Several design choices directly address the risk categories in this article. Borrow is non-custodial toward user funds — the platform itself never takes custody of your BTC or your stablecoins. You sign every action from your self-custodial Privy wallet; Borrow cannot move funds without explicit approval. That neutralizes a large chunk of counterparty and rehypothecation risk at the aggregator layer.
For each loan offer, Borrow displays the rate, the maximum LTV, the liquidation price, and whether the underlying lender is custodial or non-custodial before you commit. That up-front disclosure means you are making an informed choice between the two risk profiles rather than finding out later. The dashboard then tracks current LTV, collateral value, outstanding balance, and accrued interest — the three numbers that matter most for avoiding operational drift. Borrow does not intervene automatically to prevent liquidation; risk management remains the borrower's job. But it makes the picture legible.
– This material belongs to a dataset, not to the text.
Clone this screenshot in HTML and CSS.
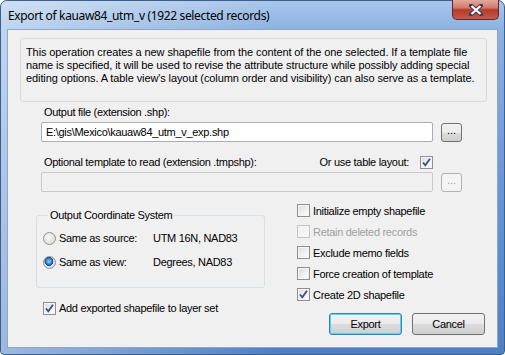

Because Borrow routes primarily through established, heavily audited DeFi protocols and named CeFi counterparties, smart-contract and counterparty risks are reduced to the well-understood versions of themselves rather than the unknown risks of unvetted platforms. Cross-chain moves use standard bridge and wrapping infrastructure with clear custodians, shown to the user before the move happens. In short: the aggregator model does not eliminate the risks in this article, but it makes them legible, sized, and consistent across offers. Learn more about the model in the FAQ entry for what are the risks of borrowing against bitcoin.
Common Questions
Market risk leading to liquidation. Because your debt is in stablecoins and your collateral is in BTC, any drop in BTC price raises your loan-to-value ratio. If LTV crosses the lender's liquidation threshold, collateral is seized to repay the loan — often with a penalty. Most historical losses in Bitcoin-backed lending trace back to borrowers sizing their initial loan too close to the liquidation threshold and leaving themselves no buffer for even routine volatility. Conservative LTV and pre-planned top-up rules are by far the most effective mitigation for the average borrower.